|By DAVE (IVAN) COX|
A dark cloud has passed over the calendar, as it does every time this year.
February 14. Black Tuesday.
This ultimate Hallmark holiday is a bane to married and single people alike.
If one is married, it creates extra pressure to pull off some sort of grand romantic gesture.
The fact is, if you aren’t doing this sort of thing during the rest of the year, you already have problems.
But, even if you do make a regular effort to further the cause of romance on other days, if you fail to put on some sort of elaborate dog and pony show on this day in particular, you are going to be in the dog house anyway.
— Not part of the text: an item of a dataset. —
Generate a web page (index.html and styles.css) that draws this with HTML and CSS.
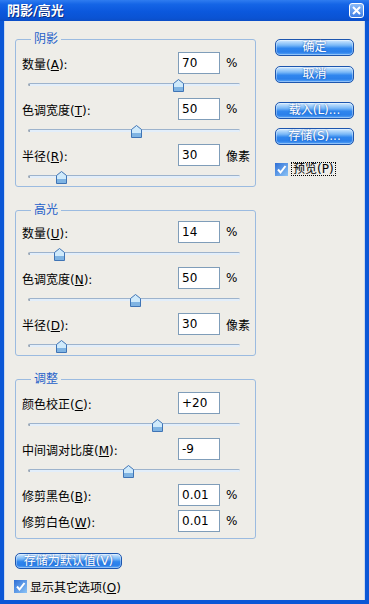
FILE: index.html
```html
<!DOCTYPE html>
<html lang="zh">
<head>
<meta charset="utf-8">
<title>阴影/高光</title>
<link rel="stylesheet" href="styles.css">
</head>
<body>
<div class="window">
  <div class="titlebar">
    <span class="title">阴影/高光</span>
    <span class="close"><svg width="9" height="9" viewBox="0 0 9 9"><path d="M1 1 L8 8 M8 1 L1 8" stroke="#fff" stroke-width="2"/></svg></span>
  </div>
  <div class="frame">
    <div class="main">
      <div class="groups">
        <fieldset class="group g1">
          <legend>阴影</legend>
          <div class="row"><span class="lbl">数量(<u>A</u>):</span><span class="field">70</span><span class="unit">%</span></div>
          <div class="slider"><span class="track"></span><svg class="thumb" style="left:145px" width="11" height="13" viewBox="0 0 11 13"><path d="M0.5 4.5 L5.5 0.5 L10.5 4.5 L10.5 12.5 L0.5 12.5 Z" fill="#CFEAFB" stroke="#3F74B5"/><path d="M1 8 H10 V12 H1 Z" fill="#7FB4E3"/></svg></div>
          <div class="row"><span class="lbl">色调宽度(<u>T</u>):</span><span class="field">50</span><span class="unit">%</span></div>
          <div class="slider"><span class="track"></span><svg class="thumb" style="left:103px" width="11" height="13" viewBox="0 0 11 13"><path d="M0.5 4.5 L5.5 0.5 L10.5 4.5 L10.5 12.5 L0.5 12.5 Z" fill="#CFEAFB" stroke="#3F74B5"/><path d="M1 8 H10 V12 H1 Z" fill="#7FB4E3"/></svg></div>
          <div class="row"><span class="lbl">半径(<u>R</u>):</span><span class="field">30</span><span class="unit">像素</span></div>
          <div class="slider end"><span class="track"></span><svg class="thumb" style="left:28px" width="11" height="13" viewBox="0 0 11 13"><path d="M0.5 4.5 L5.5 0.5 L10.5 4.5 L10.5 12.5 L0.5 12.5 Z" fill="#CFEAFB" stroke="#3F74B5"/><path d="M1 8 H10 V12 H1 Z" fill="#7FB4E3"/></svg></div>
        </fieldset>
        <fieldset class="group g2">
          <legend>高光</legend>
          <div class="row"><span class="lbl">数量(<u>U</u>):</span><span class="field">14</span><span class="unit">%</span></div>
          <div class="slider"><span class="track"></span><svg class="thumb" style="left:26px" width="11" height="13" viewBox="0 0 11 13"><path d="M0.5 4.5 L5.5 0.5 L10.5 4.5 L10.5 12.5 L0.5 12.5 Z" fill="#CFEAFB" stroke="#3F74B5"/><path d="M1 8 H10 V12 H1 Z" fill="#7FB4E3"/></svg></div>
          <div class="row"><span class="lbl">色调宽度(<u>N</u>):</span><span class="field">50</span><span class="unit">%</span></div>
          <div class="slider"><span class="track"></span><svg class="thumb" style="left:102px" width="11" height="13" viewBox="0 0 11 13"><path d="M0.5 4.5 L5.5 0.5 L10.5 4.5 L10.5 12.5 L0.5 12.5 Z" fill="#CFEAFB" stroke="#3F74B5"/><path d="M1 8 H10 V12 H1 Z" fill="#7FB4E3"/></svg></div>
          <div class="row"><span class="lbl">半径(<u>D</u>):</span><span class="field">30</span><span class="unit">像素</span></div>
          <div class="slider end"><span class="track"></span><svg class="thumb" style="left:28px" width="11" height="13" viewBox="0 0 11 13"><path d="M0.5 4.5 L5.5 0.5 L10.5 4.5 L10.5 12.5 L0.5 12.5 Z" fill="#CFEAFB" stroke="#3F74B5"/><path d="M1 8 H10 V12 H1 Z" fill="#7FB4E3"/></svg></div>
        </fieldset>
        <fieldset class="group g3">
          <legend>调整</legend>
          <div class="row"><span class="lbl">颜色校正(<u>C</u>):</span><span class="field">+20</span></div>
          <div class="slider"><span class="track"></span><svg class="thumb" style="left:124px" width="11" height="13" viewBox="0 0 11 13"><path d="M0.5 4.5 L5.5 0.5 L10.5 4.5 L10.5 12.5 L0.5 12.5 Z" fill="#CFEAFB" stroke="#3F74B5"/><path d="M1 8 H10 V12 H1 Z" fill="#7FB4E3"/></svg></div>
          <div class="row"><span class="lbl">中间调对比度(<u>M</u>):</span><span class="field">-9</span></div>
          <div class="slider"><span class="track"></span><svg class="thumb" style="left:95px" width="11" height="13" viewBox="0 0 11 13"><path d="M0.5 4.5 L5.5 0.5 L10.5 4.5 L10.5 12.5 L0.5 12.5 Z" fill="#CFEAFB" stroke="#3F74B5"/><path d="M1 8 H10 V12 H1 Z" fill="#7FB4E3"/></svg></div>
          <div class="row"><span class="lbl">修剪黑色(<u>B</u>):</span><span class="field">0.01</span><span class="unit">%</span></div>
          <div class="row tight"><span class="lbl">修剪白色(<u>W</u>):</span><span class="field">0.01</span><span class="unit">%</span></div>
        </fieldset>
      </div>
      <div class="side">
        <div class="btn b-ok">确定</div>
        <div class="btn b-cancel">取消</div>
        <div class="btn b-load">载入(L)...</div>
        <div class="btn b-save">存储(S)...</div>
        <div class="check preview">
          <svg class="box" width="13" height="13" viewBox="0 0 13 13"><defs><linearGradient id="cb1" x1="0" y1="0" x2="1" y2="1"><stop offset="0" stop-color="#2E6FD6"/><stop offset="1" stop-color="#8CC4F6"/></linearGradient></defs><rect x="0" y="0" width="13" height="13" fill="url(#cb1)"/><path d="M3 6.5 L5.5 9.5 L10.5 3" fill="none" stroke="#fff" stroke-width="2"/></svg>
          <span class="focus">预览(P)</span>
        </div>
      </div>
    </div>
    <div class="btn b-default">存储为默认值(V)</div>
    <div class="check more">
      <svg class="box" width="13" height="13" viewBox="0 0 13 13"><defs><linearGradient id="cb2" x1="0" y1="0" x2="1" y2="1"><stop offset="0" stop-color="#2E6FD6"/><stop offset="1" stop-color="#8CC4F6"/></linearGradient></defs><rect x="0" y="0" width="13" height="13" fill="url(#cb2)"/><path d="M3 6.5 L5.5 9.5 L10.5 3" fill="none" stroke="#fff" stroke-width="2"/></svg>
      <span>显示其它选项(<u>O</u>)</span>
    </div>
  </div>
</div>
</body>
</html>
```
FILE: styles.css
```css
html, body {
  margin: 0;
  padding: 0;
  background: #0B57D6;
}
body {
  font-family: "DejaVu Sans", "Noto Sans CJK SC", sans-serif;
  font-size: 12px;
  color: #000;
}
.window {
  width: 369px;
  height: 604px;
  display: flex;
  flex-direction: column;
  background: #0B57D6;
}
.titlebar {
  height: 21px;
  flex: none;
  display: flex;
  align-items: center;
  justify-content: space-between;
  padding: 0 5px 0 7px;
  background: linear-gradient(#2F7CF0 0%, #1565E6 20%, #0B58DD 55%, #0A53D4 85%, #0B4EC6 100%);
}
.title {
  color: #fff;
  font-weight: bold;
  font-size: 13px;
  line-height: 16px;
  text-shadow: 1px 1px 0 #0A2F86;
}
.close {
  width: 15px;
  height: 15px;
  box-sizing: border-box;
  border: 1px solid #fff;
  border-radius: 3px;
  display: flex;
  align-items: center;
  justify-content: center;
  background: linear-gradient(#8DBCF8, #3D7EE6);
}
.frame {
  flex: 1;
  border: 4px solid #0B57D6;
  border-top: 0;
  background: #EEEDE8;
  padding: 11px 11px 0 11px;
  display: flex;
  flex-direction: column;
  box-shadow: inset 1px 0 0 #C9D8EE, inset -1px 0 0 #C9D8EE;
}
.main {
  display: flex;
  gap: 19px;
}
.groups {
  width: 241px;
  display: flex;
  flex-direction: column;
  gap: 16px;
}
.group {
  margin: 0;
  min-width: 0;
  border: 1px solid #9BBBE0;
  border-radius: 3px;
  padding: 0 0 0 6px;
}
.group legend {
  margin-left: 9px;
  padding: 0 3px;
  color: #1E5FC9;
  line-height: 14px;
  font-size: 12px;
}
.g1 { padding-top: 6px; }
.g2 { padding-top: 4px; }
.g3 { padding-top: 6px; padding-bottom: 6px; }
.row {
  display: flex;
  align-items: center;
  height: 22px;
}
.row.tight { margin-top: 4px; }
.lbl {
  width: 156px;
  flex: none;
}
.field {
  width: 42px;
  height: 22px;
  box-sizing: border-box;
  border: 1px solid #7F9DB9;
  background: #fff;
  padding-left: 3px;
  line-height: 20px;
  flex: none;
}
.unit {
  margin-left: 6px;
}
.slider {
  position: relative;
  width: 212px;
  height: 24px;
  margin-left: 6px;
}
.slider.end { height: 20px; }
.track {
  position: absolute;
  left: 0;
  right: 0;
  top: 9px;
  height: 3px;
  box-sizing: border-box;
  border-top: 1px solid #9DB3CC;
  border-left: 2px solid #9AA8B8;
  background: #E2EEFA;
  border-radius: 2px;
}
.thumb {
  position: absolute;
  top: 5px;
  display: block;
}
.side {
  width: 79px;
  display: flex;
  flex-direction: column;
}
.btn {
  height: 17px;
  box-sizing: border-box;
  border: 1px solid #1D56AE;
  border-radius: 5px;
  color: #fff;
  text-align: center;
  line-height: 15px;
  font-size: 12px;
  text-shadow: 0 0 2px #1A4FA8;
  background: linear-gradient(#D4EBFF 0%, #79B8F7 35%, #2F86EE 55%, #2A7FEA 80%, #5CA7F7 100%);
  box-shadow: inset 0 0 0 1px rgba(255,255,255,0.35);
}
.b-ok { margin-top: 7px; }
.b-cancel { margin-top: 10px; }
.b-load { margin-top: 19px; }
.b-save { margin-top: 9px; }
.check {
  display: flex;
  align-items: center;
  gap: 3px;
}
.check .box { display: block; flex: none; }
.preview { margin-top: 17px; }
.focus {
  border: 1px dotted #000;
  padding: 0 1px;
  line-height: 12px;
}
.b-default {
  width: 107px;
  height: 16px;
  line-height: 14px;
  margin-top: 14px;
}
.more {
  margin-top: 9px;
  margin-left: -1px;
}
```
This is more true for men than for women, of course.
Women are a bit more high-maintenance in this regard.
They tend to expect some evidence of effort and commitment.
It is different for guys.
We don’t require anything special. We are happy if you just show up.
And we don’t need a fancy dinner. A beer and a burger will suffice.
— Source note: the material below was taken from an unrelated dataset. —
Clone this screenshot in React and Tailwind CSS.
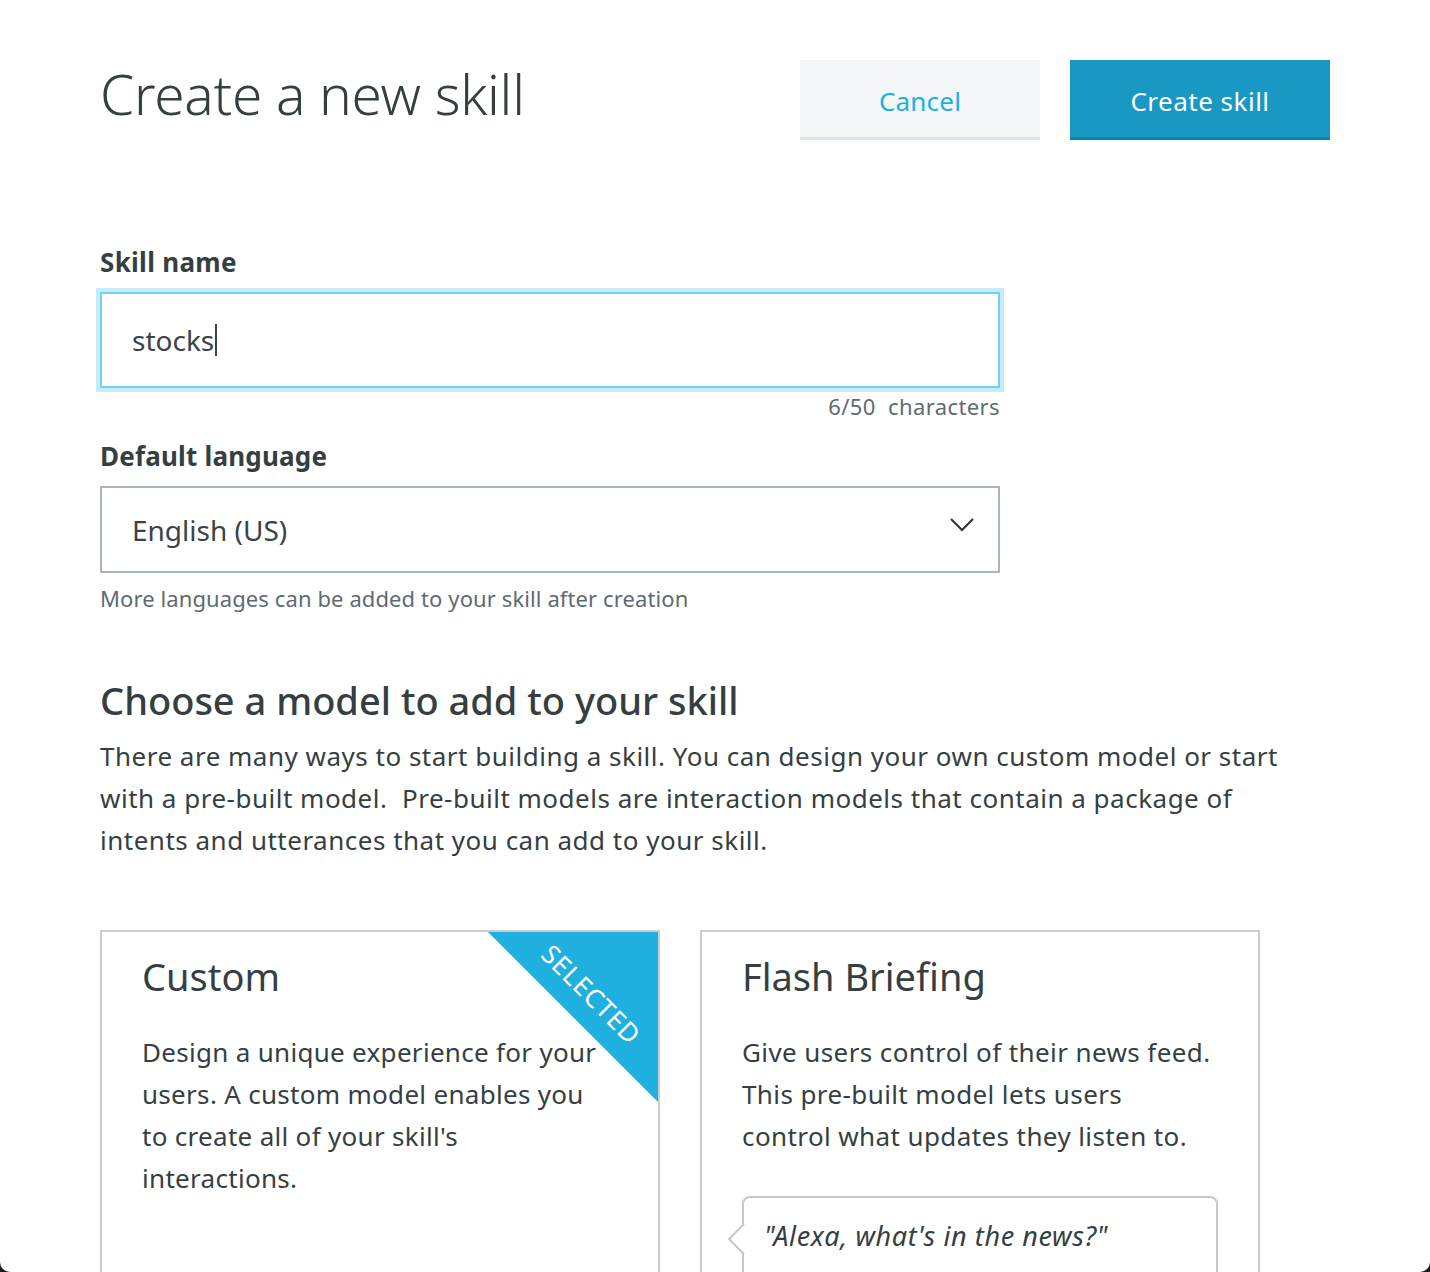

Single people do not escape the pressure of the season either.
Every marketing agency in the country, along with an army of well intentioned friends and co-workers, gang up on the singles among us to try to convince them that there is still time to hook up before the big day.
I can’t help wondering if this does not fall under the “misery loves company” category.
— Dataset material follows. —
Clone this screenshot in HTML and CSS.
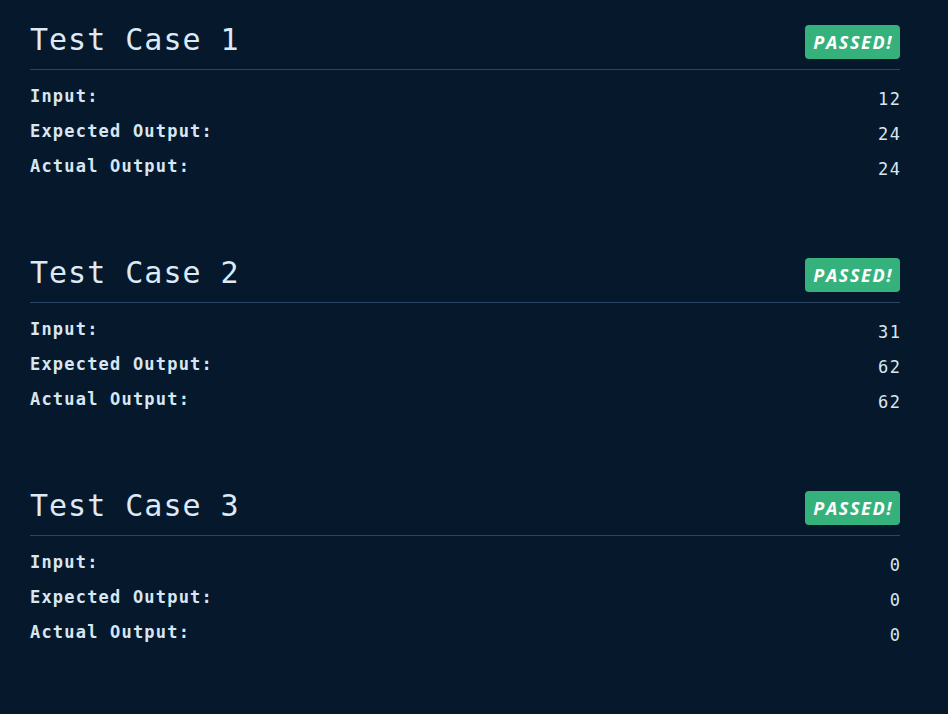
FILE: index.html
```html
<!DOCTYPE html>
<html>
<head>
<meta charset="utf-8">
<link rel="stylesheet" href="styles.css">
</head>
<body>
<main class="page">
  <section class="case">
    <div class="case-head">
      <h2 class="case-title">Test Case 1</h2>
      <span class="badge">PASSED!</span>
    </div>
    <div class="row"><span class="label">Input:</span><span class="value">12</span></div>
    <div class="row"><span class="label">Expected Output:</span><span class="value">24</span></div>
    <div class="row"><span class="label">Actual Output:</span><span class="value">24</span></div>
  </section>
  <section class="case">
    <div class="case-head">
      <h2 class="case-title">Test Case 2</h2>
      <span class="badge">PASSED!</span>
    </div>
    <div class="row"><span class="label">Input:</span><span class="value">31</span></div>
    <div class="row"><span class="label">Expected Output:</span><span class="value">62</span></div>
    <div class="row"><span class="label">Actual Output:</span><span class="value">62</span></div>
  </section>
  <section class="case">
    <div class="case-head">
      <h2 class="case-title">Test Case 3</h2>
      <span class="badge">PASSED!</span>
    </div>
    <div class="row"><span class="label">Input:</span><span class="value">0</span></div>
    <div class="row"><span class="label">Expected Output:</span><span class="value">0</span></div>
    <div class="row"><span class="label">Actual Output:</span><span class="value">0</span></div>
  </section>
</main>
</body>
</html>
```

FILE: styles.css
```css
html, body {
  margin: 0;
  padding: 0;
  background: #05182c;
  height: 100%;
}
body {
  color: #d8e6f2;
  font-family: "DejaVu Sans Mono", monospace;
}
.page {
  padding: 20px 48px 0 30px;
  display: flex;
  flex-direction: column;
}
.case {
  height: 233px;
  display: flex;
  flex-direction: column;
}
.case-head {
  display: flex;
  justify-content: space-between;
  align-items: center;
  border-bottom: 1px solid #2c4560;
  padding: 5px 0 10px;
  height: 34px;
}
.case-title {
  margin: 0;
  padding-bottom: 4px;
  font-weight: normal;
  font-size: 30px;
  letter-spacing: 1px;
  line-height: 32px;
  color: #dde9f4;
}
.badge {
  background: #35b27c;
  color: #ffffff;
  font-family: "Open Sans", sans-serif;
  font-weight: 700;
  font-style: italic;
  font-size: 18px;
  letter-spacing: 1.6px;
  height: 34px;
  line-height: 34px;
  padding: 0 7px 0 8px;
  border-radius: 4px;
  box-sizing: border-box;
}
.row {
  display: flex;
  justify-content: space-between;
  align-items: flex-start;
  height: 35px;
}
.label {
  font-weight: bold;
  font-size: 17px;
  letter-spacing: 1.2px;
  line-height: 20px;
  margin-top: 16px;
}
.value {
  font-size: 17px;
  letter-spacing: 1.5px;
  line-height: 20px;
  margin-top: 19px;
  margin-right: -1.5px;
}
```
Those in favor of relationships say they just want their single friends to be happy.
The fact is, some of the happiest people I know are single.
As strange as this holiday has become, its roots are even stranger
There is some difference of opinion regarding the precise origin, but the experts seem to agree on a few things.
For some 800 years, the Romans practiced a pagan celebration in mid-February.
The celebration, called “Lupercalia,” involved the pagan god Lupercus, and featured a lottery.
Young men would draw the names of teenage girls from a box.
The girl selected would become the man’s companion for the coming year.
This system was just plain wrong for a variety of reasons, and must have been painful for all for the parties involved.
Blind dates can sometimes seem like they go on forever, but can you imagine a blind date that goes on for a year?
The church looked for a way to eliminate the pagan festival.
Pope Gelasius changed the lottery, so that the names of saints, rather than young women were placed in the box.
Participants then had to emulate the saint for the year.
Valentine’s Day was the result of an attempt to improve the Roman army.
This was near the end of the Roman empire.
According to some sources, it was a time when learning declined, taxation increased, and trade slumped (this may sound familiar, but it was actually about 270 A.D.).
Soldiers were in high demand, and Emperor Claudius II decided that marriage was a distraction, and married men made poor soldiers. So, he outlawed marriage for young men.
Valentine was a priest in Rome. He apparently felt that the decree was unjust, and continued to perform marriages for young lovers.
When the emperor found out, he had Valentine put to death.
Some sources suggest that Valentine sent the first “Valentine” greeting.
Some say that he fell in love with a girl who may have been the daughter of his jailor. He wrote her a letter before his death, and signed it, “from your Valentine.”
In the US, commercial Valentine’s Day cards were introduced in the 1800s.
On the other hand, this may all be a load of romantic claptrap.
One Valentine’s Day symbol that does make sense is Cupid.
He shoots his arrow of love at unsuspecting individuals, and there is no doubt, if one dabbles in romance, one may end up getting the shaft.
On Tuesday, I will raise a glass to all of my single and nearly-single friends.
Don’t let the pressure get to you. Rejoice in your freedom! Enjoy a good thing while it lasts.